Well, on that point, it appears that even the reliably liberal New York Times is not willing to cut the O Man any slack, going into excruciating detail in an editorial piece about how the President was willing, with the banker-friendly encouragement of Larry Summers and Tim Geithner, at all stages of the game to assist Wall Street banks with their solvency (and bonus) problems, but offered only the pathetic "HAMP" program to help out the millions of Americans whose mortgages exceeded the value of their homes.  There was so much more the President could have done to alleviate this problem, but it was opposed by Wall Street because the resulting "impairment of collateral" in the form of reduced or "crammed-down" mortgages would have negatively affected the balance sheets of the big banks.  And we can't have that; their profitability (and bonuses) depend on their continuing ability to mark-to-fantasy all of the worthless junk they carry as assets, such as all those fraudulently marketed mortgage-backed securities.  In haec verba from the Times article by Binyamin Applebaum:


“Mr. Obama sponsored cramdown legislation as a senator, endorsed it as a presidential candidate and called on Congress to pass it in the Arizona speech.
But he also repeatedly pressed the pause button. When proponents sought to add a cramdown to the Emergency Economic Stabilization Act in September 2008, Mr. Obama, who had flown back to Washington from the campaign trail, persuaded them to postpone the “partisan” effort as an example to Republicans, who said the measure would violate existing contracts.
In February 2009, after Mr. Obama became president, the White House asked Democrats not to attach the measure to the American Recovery and Reinvestment Act, fearing it would cost votes.
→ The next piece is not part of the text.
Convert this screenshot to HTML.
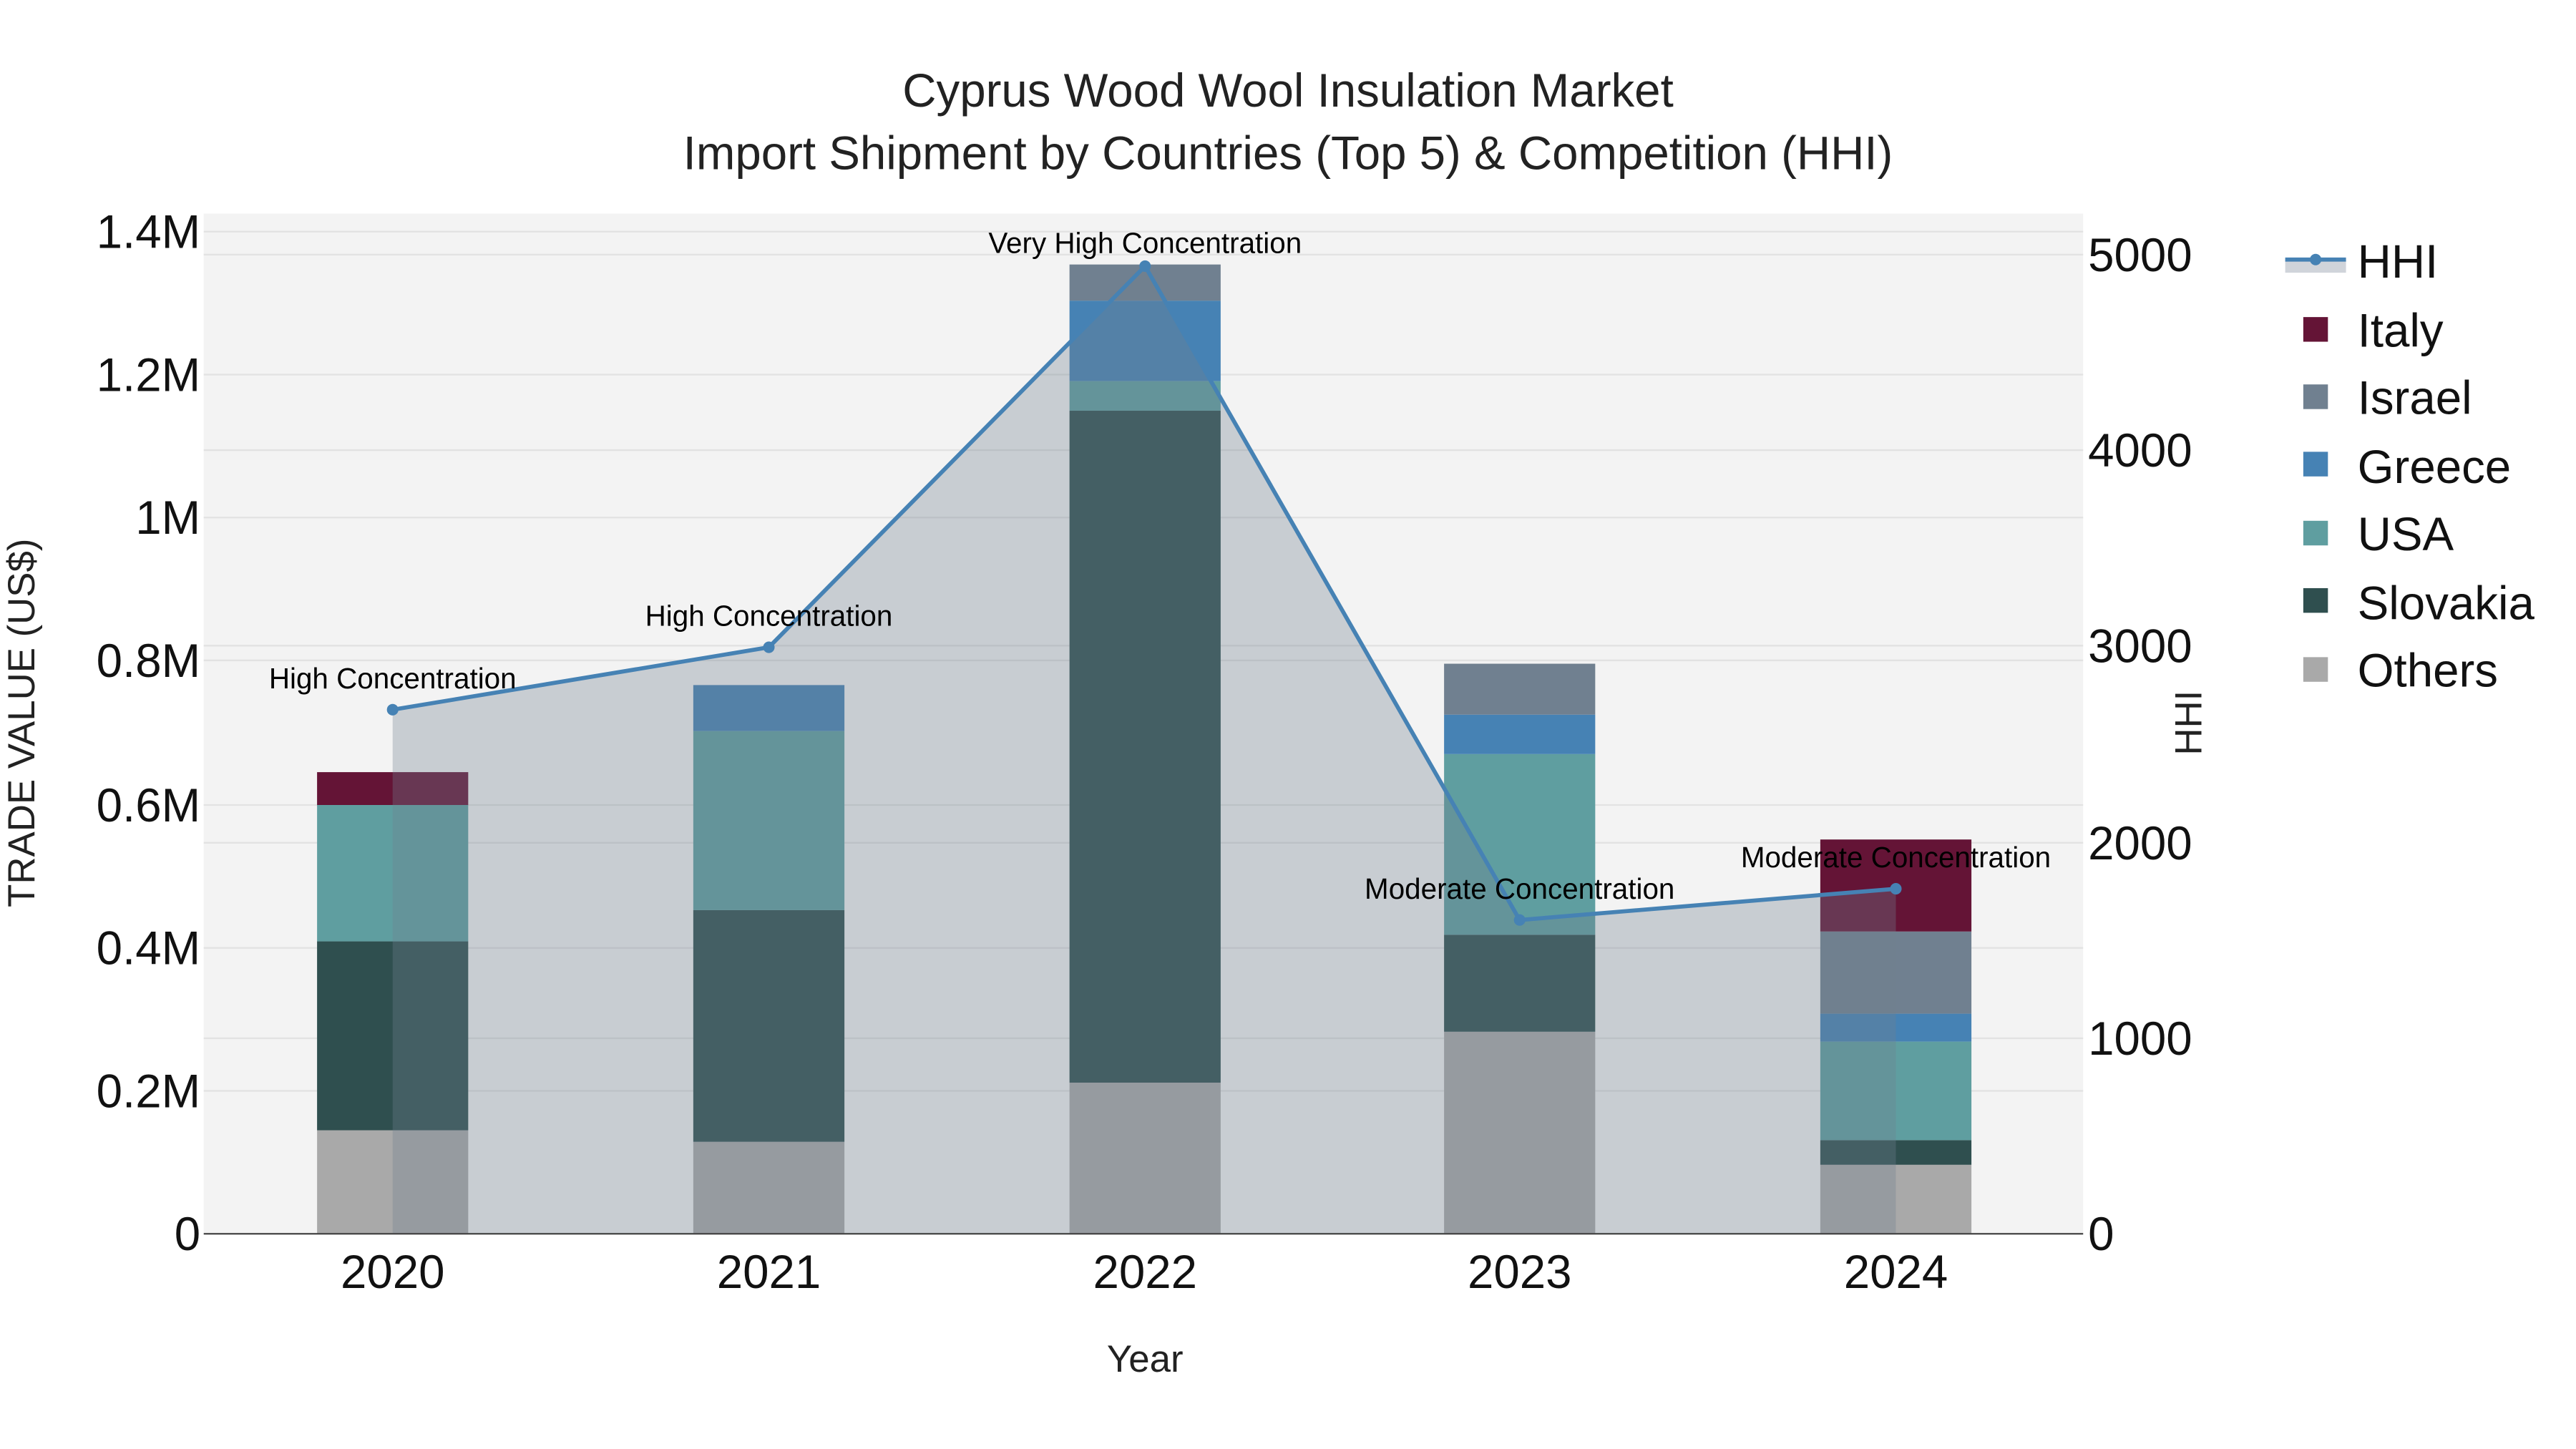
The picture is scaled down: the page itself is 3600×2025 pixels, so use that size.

In March, a watered-down version finally passed the House, but the mortgage industry rallied opposition to block it in the Senate.”

This is, of course, absolutely vintage Obama.  It may recall virtually exact behavior regarding the "immunity for telecom companies" regarding illegal wiretapping, or, more tellingly, Obama's refusal simply to let the "Bush tax cuts" lapse at the end of  2010, when the Democrats controlled the Senate, the House and the White House, and the Bush tax cuts, that fabled marginal rate on all the "millionaires" was going to sundown under its own provisions.  And Obama sold it out to buy another year of unemployment insurance instead, reenacting the mess of pottage deal from another era.

Refusing to help millions of homeowners by using real money, instead of lavishing it all on the "fat cats" he pretends to despise, resulted in millions of Americans forced into the street through foreclosure.

But what about Mr. Obama's soaring rhetoric last night, his populist call-to-arms?  What about, you know....all of that?  Well - it was a good speech.  He's good at doing that.

Yet as I say....it's time to put all of that grousing away.  It's crunch time.  If it's not Obama, it will be that carpetbagger Mitt Romney, the robber baron in funny underwear.  The O Man at least mouths the right attitudes about certain things.  Gay marriage, for example.  And he was willing to admit that global warming is not a "hoax."  It's true that Mr. Obama did not throw much American weight behind the recent Rio Conference (or, actually, even attend), but at least he says climate change is real, whereas the Carpetbagger makes clunky jokes about it.

Thus, um, so what you should do is...hmm, where was I?  I guess that's about it.  I know our President is in a tight spot because the millions of individual donors who rallied to his cause in 2008 seem mysteriously to have disappeared, and we're in the somewhat anomalous situation where the incumbent is in danger of being seriously outspent in this campaign.  I just can't imagine why the President's liberal base has eroded over the last four years.  Whatever.  In America, as in driving a car, voting should be a defensive act.  You don't vote for what you want; you vote to try to avoid what you most fear.  If that isn't Exceptional, please tell me something that is.